These small tricks will help bring in the quality of applicants.

4. Selecting the Right Tenant

The next step in the apartment management process is selecting the right tenant.

Renting out apartments can be stress-free only if you have the right tenants. For that, you would need to advertise the vacancy to let people know about your rental space.

I. Advertise the Empty Space

Even in places with high housing demands, advertise your space stating all the facts and your requirements. This will help draw the right kind of applicants to your rental house.

The ad should contain information such as your contact number, details about your apartment, and what up are looking for. Some of the places where you can advertise it are:

    Post it on newspaper

    Display it on Internet classified sites

    Connect with a real estate broker

II. Screen Tenants

Of course, you are not allowed to discriminate your tenants based on caste, creed, race, sex, etc.

However, you should screen tenants before renting your apartment to anyone. Make sure that they are financially sound to pay your rent and do not have any criminal background.

Otherwise, unsystematic screening and tenant selection often result in some significant headaches. You might end up with a tenant who pays the rent late or not at all and poorly maintained the place.

Your screening criteria should be the same for all. It should include:

    Run a background check on each applicant to ensure that they won’t conduct any illegal activities in your apartment

    Obtain a credit report to see if they can afford your rent and will be able to pay your rent on time

    Ask for references from previous landlords or other personal references if any

III. Get it in Writing

Once you have chosen your tenant, make sure that you have a lease agreement in place. It should contain all the terms and conditions agreed by both the parties.

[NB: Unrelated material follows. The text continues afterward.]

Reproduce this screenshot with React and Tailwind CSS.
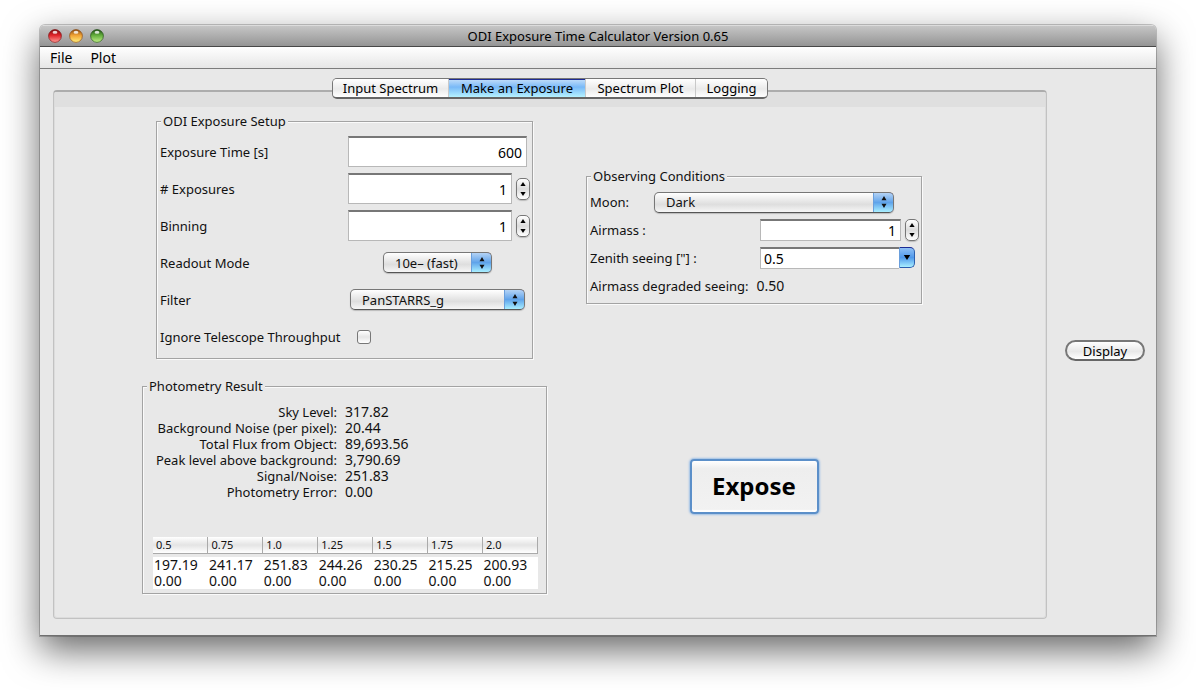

Having it in writing will protect both you and your tenants in case of any conflict in the future. The rental agreement helps create good relation by specifying things. It includes clauses like how and when you handle tenant complaints and repair problems, notice period if the tenant decides to leave, and more.

The lease agreement should contain the following information:

    The names and signatures of the tenant(s) and landlord

    The starting and ending dates that the property will be rented

    Rent costs and due dates

    Policies on security deposits and lease termination

    The tenant’s responsibility to maintain the unit and pay for damage caused by any neglect

    Strategy and procedure for dealing with tenant’s complaints and repair request

    Mention the restrictions if any on tenant alterations on their apartment without your permission

    Information on any environmental hazards present at the property

    Other optional policies as required

You can always find lease templates online or even talk to your lawyer about what information to put in one.

Furthermore, a written agreement helps in running the property smoothly and enhance resale value. Make sure that the tenants are aware of all the clauses included before signing the lease.

IV. Ask For Security Deposits

Security deposits are used to cover the expenses in the event of any damages or other faults with the apartments when a tenant moves out. To avoid any dispute over the security deposit when the tenant moves out, it’s better to inspect and document the condition of the unit before they move in.

Specific regulations are governing the policies regarding security deposits. With the help of a lawyer, establish a system of setting, collecting, holding, and returning security deposits.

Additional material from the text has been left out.